PERS Seeks Change in Vesting and Other Technical Amendments

February 11, 2016

The Public Employees’ Retirement System of Mississippi (PERS) is sponsoring the following bills that have recently been filed for consideration by the Mississippi Legislature during the 2016 Regular Session. Questions regarding PERS-sponsored legislation should be directed to PERS at 601-359-3589 or 800-444-7377. Tues., Feb. 23 is the deadline for committees to take action on these bills.

House Bill 880 (pending before House Appropriations Committee) and Senate Bill 2017 (pending before Senate Finance Committee) are companion bills related to vesting that, if enacted as introduced, would change the number of years required to vest in PERS from eight years to four years for all members of PERS, regardless of the date upon which they became a member. PERS contends that a shorter vesting period might facilitate public employee recruitment and retention.

House Bill 899 (pending before House Appropriations Committee) and Senate Bill 2087 (pending before Senate Finance Committee) are companion bills related to the administration of PERS that, if enacted as introduced, would make numerous technical amendments to PERS law. One of the most significant proposed amendments within these bills provides that for periods of time after July 1, 2017, creditable service would be awarded in monthly increments rather than quarterly increments, and, for members who retire on or after July 1, 2017, creditable service for unused leave would likewise be awarded in monthly increments rather than quarterly increments. Most of the other proposed amendments seek to clarify the law to conform with agency practice and procedure and/or current regulations.
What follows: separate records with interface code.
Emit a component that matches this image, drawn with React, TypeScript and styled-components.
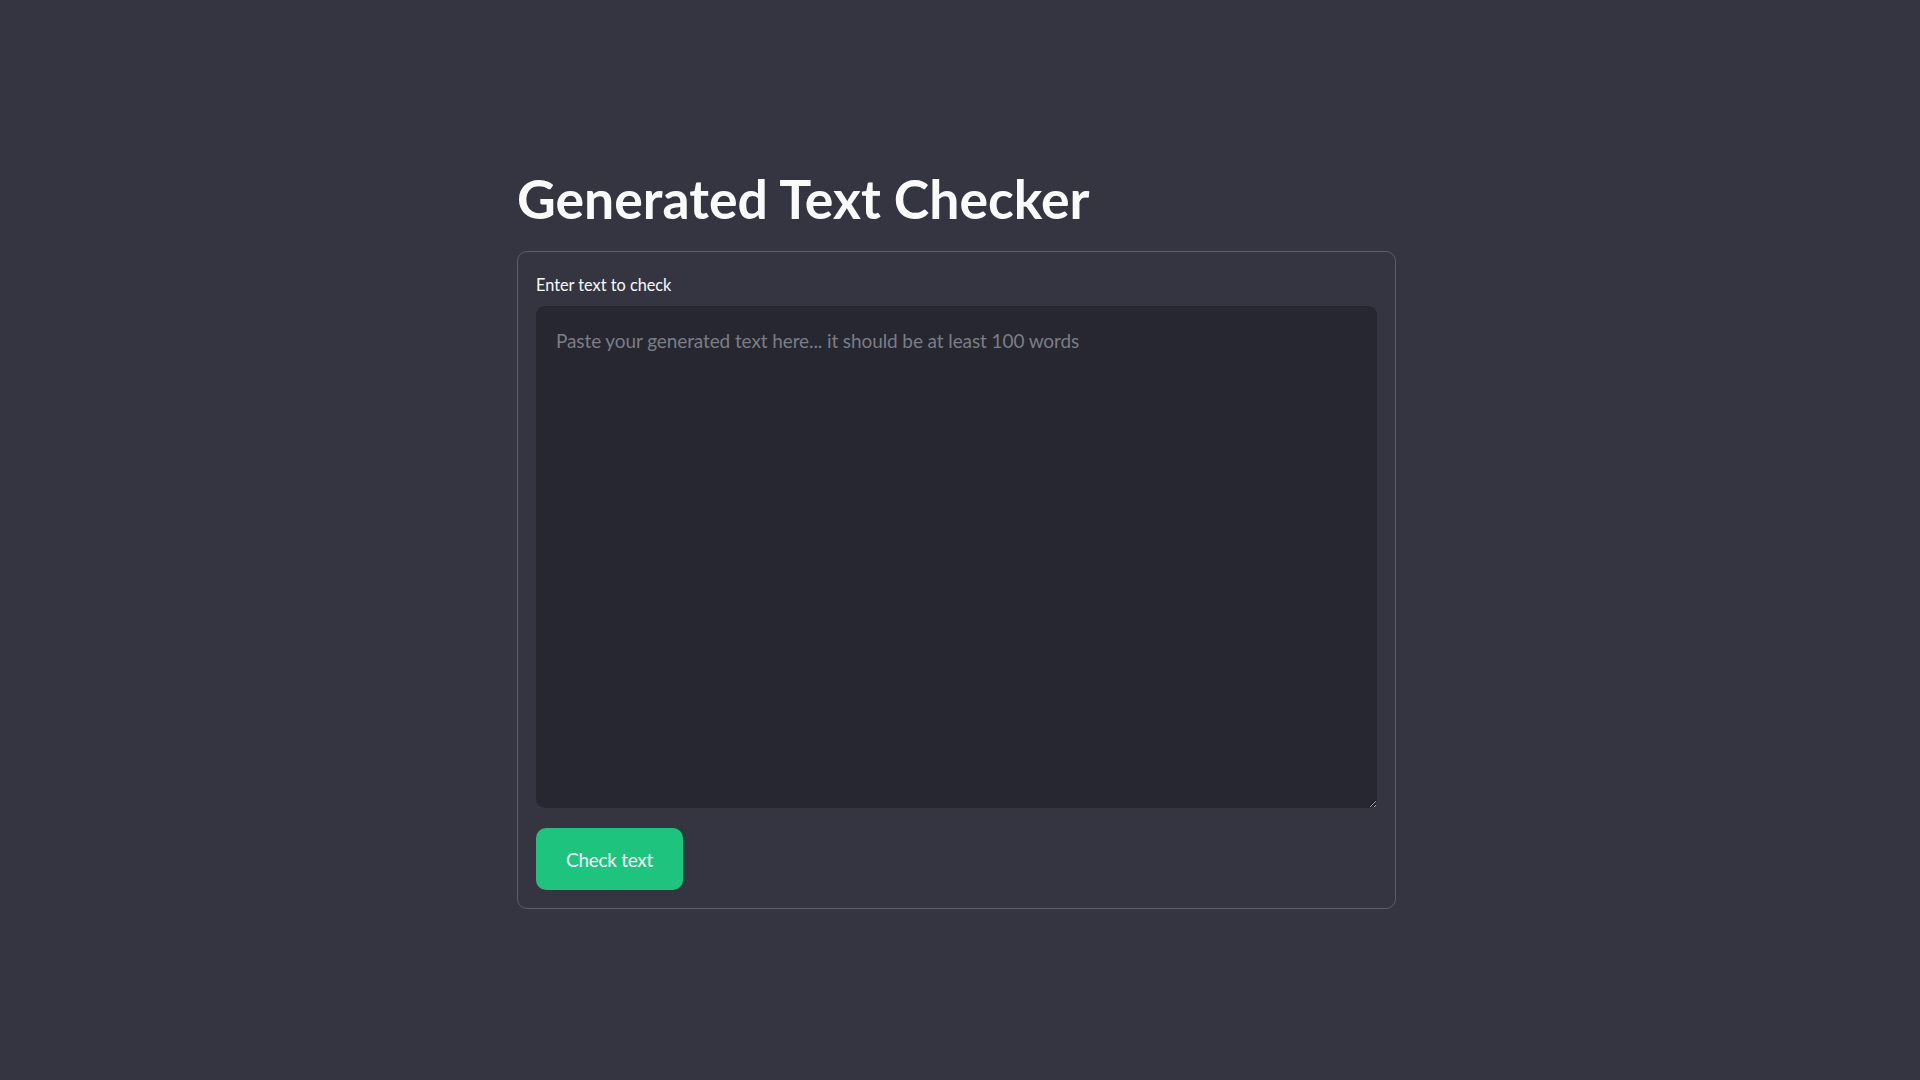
import React from "react";
import styled, { createGlobalStyle } from "styled-components";

const GlobalStyle = createGlobalStyle`
  html, body {
    margin: 0;
    padding: 0;
    background: #353541;
    min-height: 100%;
  }
  body {
    font-family: Lato, "Noto Sans", sans-serif;
    color: #fafafa;
  }
`;

const Page = styled.main`
  min-height: 1080px;
  box-sizing: border-box;
  padding-top: 162px;
`;

const Column = styled.div`
  width: 879px;
  margin-left: calc(50% - 443px);
  display: flex;
  flex-direction: column;
`;

const Title = styled.h1`
  margin: 0 0 17px 0;
  font-family: Lato, "Noto Sans", sans-serif;
  font-weight: 700;
  font-size: 53.5px;
  line-height: 72px;
  letter-spacing: 0;
  color: #fafafa;
`;

const Card = styled.form`
  box-sizing: border-box;
  border: 1px solid #5d5d69;
  border-radius: 10px;
  padding: 19px 18px 18px 18px;
  display: flex;
  flex-direction: column;
  gap: 20px;
`;

const Field = styled.div`
  display: flex;
  flex-direction: column;
  gap: 7px;
`;

const Label = styled.label`
  font-size: 16.3px;
  line-height: 28px;
  color: #fafafa;
  letter-spacing: 0;
`;

const TextArea = styled.textarea`
  box-sizing: border-box;
  width: 100%;
  height: 502px;
  border: none;
  outline: none;
  border-radius: 9px;
  background: #262730;
  color: #fafafa;
  padding: 21px 20px 18px 20px;
  font-family: Lato, "Noto Sans", sans-serif;
  font-size: 19px;
  line-height: 28px;
  resize: vertical;
  &::placeholder {
    color: #7c7d86;
    letter-spacing: -0.1px;
  }
`;

const Button = styled.button`
  align-self: flex-start;
  width: 147px;
  height: 62px;
  border: none;
  border-radius: 10px;
  background: #1ec47d;
  color: #fafafa;
  font-family: Lato, "Noto Sans", sans-serif;
  font-size: 19px;
  letter-spacing: -0.3px;
  cursor: pointer;
`;

export default function App() {
  return (
    <>
      <GlobalStyle />
      <Page>
        <Column>
          <Title>Generated Text Checker</Title>
          <Card onSubmit={(e) => e.preventDefault()}>
            <Field>
              <Label htmlFor="txt">Enter text to check</Label>
              <TextArea
                id="txt"
                placeholder="Paste your generated text here... it should be at least 100 words"
              />
            </Field>
            <Button type="submit">Check text</Button>
          </Card>
        </Column>
      </Page>
    </>
  );
}
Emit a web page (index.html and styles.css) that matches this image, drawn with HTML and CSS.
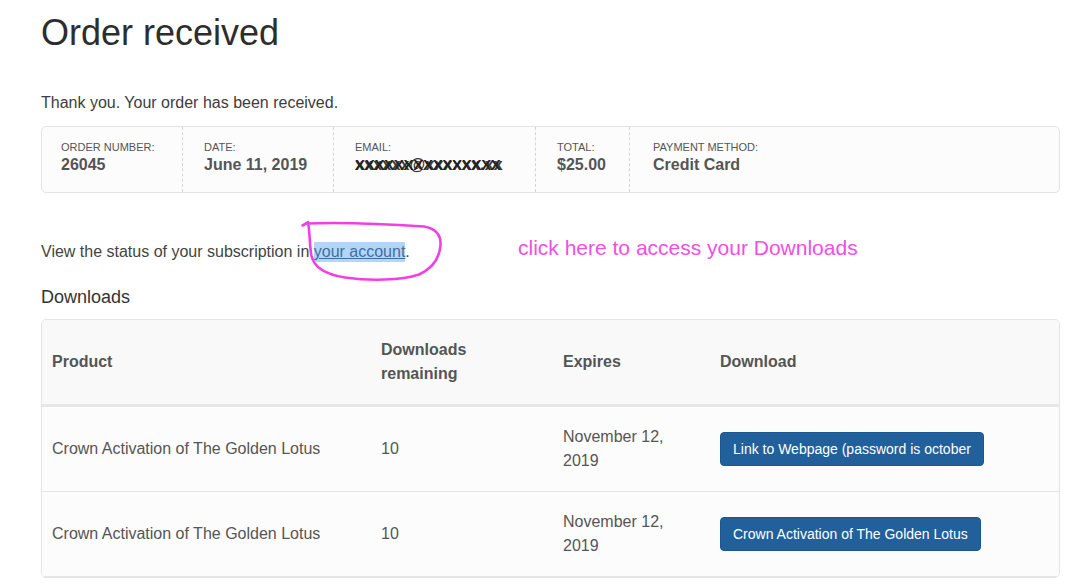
FILE: index.html
```html
<!DOCTYPE html>
<html lang="en">
<head>
<meta charset="utf-8">
<title>Order received</title>
<link rel="stylesheet" href="styles.css">
</head>
<body>
<main class="page">
  <h1 class="title">Order received</h1>
  <p class="thanks">Thank you. Your order has been received.</p>

  <ul class="overview">
    <li class="ov-item ov-first">
      <span class="ov-label">Order number:</span>
      <strong class="ov-value">26045</strong>
    </li>
    <li class="ov-item">
      <span class="ov-label">Date:</span>
      <strong class="ov-value">June 11, 2019</strong>
    </li>
    <li class="ov-item">
      <span class="ov-label">Email:</span>
      <strong class="ov-value email"><span class="email-base">xxxxxx@xxxxxx.xx</span><span class="email-scribble" aria-hidden="true">XXXXXXXXXXXXXXX</span></strong>
    </li>
    <li class="ov-item">
      <span class="ov-label">Total:</span>
      <strong class="ov-value">$25.00</strong>
    </li>
    <li class="ov-item ov-last">
      <span class="ov-label">Payment method:</span>
      <strong class="ov-value">Credit Card</strong>
    </li>
  </ul>

  <div class="status-wrap">
    <p class="status">View the status of your subscription in <a class="account-link" href="#">your account</a>.</p>
    <svg class="circle" viewBox="295 215 150 70" width="150" height="70" aria-hidden="true">
      <path d="M302.5,224.5 L308,221.5" fill="none" stroke="#f23fe4" stroke-width="2.6" stroke-linecap="round"/>
      <path d="M306,222.5 C330,221.5 380,222.5 424,225.5 C436,227.5 441,234 440.5,244 C439.5,258 431,268 419,273.5 C401,279.5 370,280 345,276.5 C326,273.5 314,266 311.5,255 C309.5,245 310,232 308,221" fill="none" stroke="#f23fe4" stroke-width="2.6" stroke-linecap="round" stroke-linejoin="round"/>
    </svg>
    <span class="note">click here to access your Downloads</span>
  </div>

  <h2 class="dl-title">Downloads</h2>

  <div class="dl-box">
    <table class="dl-table">
      <colgroup>
        <col class="c-product">
        <col class="c-remaining">
        <col class="c-expires">
        <col class="c-file">
      </colgroup>
      <thead>
        <tr>
          <th>Product</th>
          <th>Downloads remaining</th>
          <th>Expires</th>
          <th>Download</th>
        </tr>
      </thead>
      <tbody>
        <tr>
          <td>Crown Activation of The Golden Lotus</td>
          <td>10</td>
          <td>November 12, 2019</td>
          <td><a class="btn" href="#">Link to Webpage (password is october</a></td>
        </tr>
        <tr>
          <td>Crown Activation of The Golden Lotus</td>
          <td>10</td>
          <td>November 12, 2019</td>
          <td><a class="btn" href="#">Crown Activation of The Golden Lotus</a></td>
        </tr>
      </tbody>
    </table>
  </div>
</main>
</body>
</html>
```

FILE: styles.css
```css
html, body {
  margin: 0;
  padding: 0;
  background: #ffffff;
}

body {
  font-family: "Liberation Sans", Arial, Helvetica, sans-serif;
  color: #444444;
  font-size: 16px;
  line-height: 24px;
}

.page {
  margin: 0 26px 0 41px;
  padding-top: 11px;
}

.title {
  margin: 0;
  font-size: 36px;
  line-height: 43px;
  font-weight: normal;
  color: #2d2d2d;
}

.thanks {
  margin: 37px 0 0;
  color: #3d3d3d;
}

/* Order overview */
.overview {
  list-style: none;
  margin: 11px 0 0;
  padding: 0;
  display: grid;
  grid-template-columns: 141px 151px 202px 94px 1fr;
  border: 1px solid #e3e3e3;
  border-radius: 5px;
  background: #fcfcfc;
}

.ov-item {
  display: flex;
  flex-direction: column;
  padding: 12px 10px 18px 21px;
  border-right: 1px dashed #d4d4d4;
}

.ov-first {
  padding-left: 19px;
}

.ov-last {
  border-right: none;
  padding-left: 23px;
}

.ov-label {
  font-size: 11px;
  line-height: 16px;
  text-transform: uppercase;
  color: #555555;
}

.ov-value {
  font-size: 16px;
  line-height: 19px;
  font-weight: bold;
  color: #555555;
}

.email {
  position: relative;
  display: block;
  white-space: nowrap;
}

.email-base {
  color: #3a3a3a;
  letter-spacing: 0.2px;
}

.email-scribble {
  position: absolute;
  left: 0;
  top: 0;
  color: #222222;
  font-size: 15px;
  letter-spacing: -0.3px;
}

/* Subscription status + annotation */
.status-wrap {
  position: relative;
  margin-top: 47px;
}

.status {
  margin: 0;
  color: #444444;
}

.account-link {
  color: #3f6f9d;
  text-decoration: underline;
  background: #b4d5fb;
  padding: 1px 0 2px;
}

.circle {
  position: absolute;
  left: 254px;
  top: -24px;
  overflow: visible;
  pointer-events: none;
}

.note {
  position: absolute;
  left: 477px;
  top: -4px;
  font-size: 21px;
  line-height: 24px;
  color: #f04ee4;
  white-space: nowrap;
}

/* Downloads */
.dl-title {
  margin: 22px 0 0;
  font-size: 18px;
  line-height: 23px;
  font-weight: normal;
  color: #333333;
}

.dl-box {
  margin-top: 10px;
  border: 1px solid #e4e4e4;
  border-radius: 5px;
  overflow: hidden;
  background: #fcfcfc;
}

.dl-table {
  width: 100%;
  border-collapse: collapse;
  table-layout: fixed;
}

.c-product { width: 329px; }
.c-remaining { width: 182px; }
.c-expires { width: 157px; }

.dl-table th,
.dl-table td {
  padding: 18px 10px;
  text-align: left;
  vertical-align: middle;
  color: #555555;
  line-height: 24px;
}

.dl-table th {
  background: #f9f9f9;
  font-weight: bold;
  border-bottom: 3px solid #e7e7e7;
}

.dl-table td {
  background: #fcfcfc;
  border-bottom: 1px solid #e6e6e6;
}

.btn {
  display: inline-block;
  padding: 6px 12px;
  font-size: 14px;
  line-height: 20px;
  color: #ffffff;
  text-decoration: none;
  background: #22609c;
  border: 1px solid #1c5690;
  border-radius: 4px;
  white-space: nowrap;
}
```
House Bill 903 (pending before House Appropriations Committee) and Senate Bill 2086 (pending before Senate Finance Committee) are companion bills related to the Government Employees’ Deferred Compensation Plan law that, if enacted as introduced, would (1) define certain terms, (2) clarify investment options, and (3) clarify the administration of the Mississippi Deferred Compensation Plan and Trust, as well as the administration of any other deferred compensation plan authorized under the applicable law. This legislation appears to have little affect on plan participants.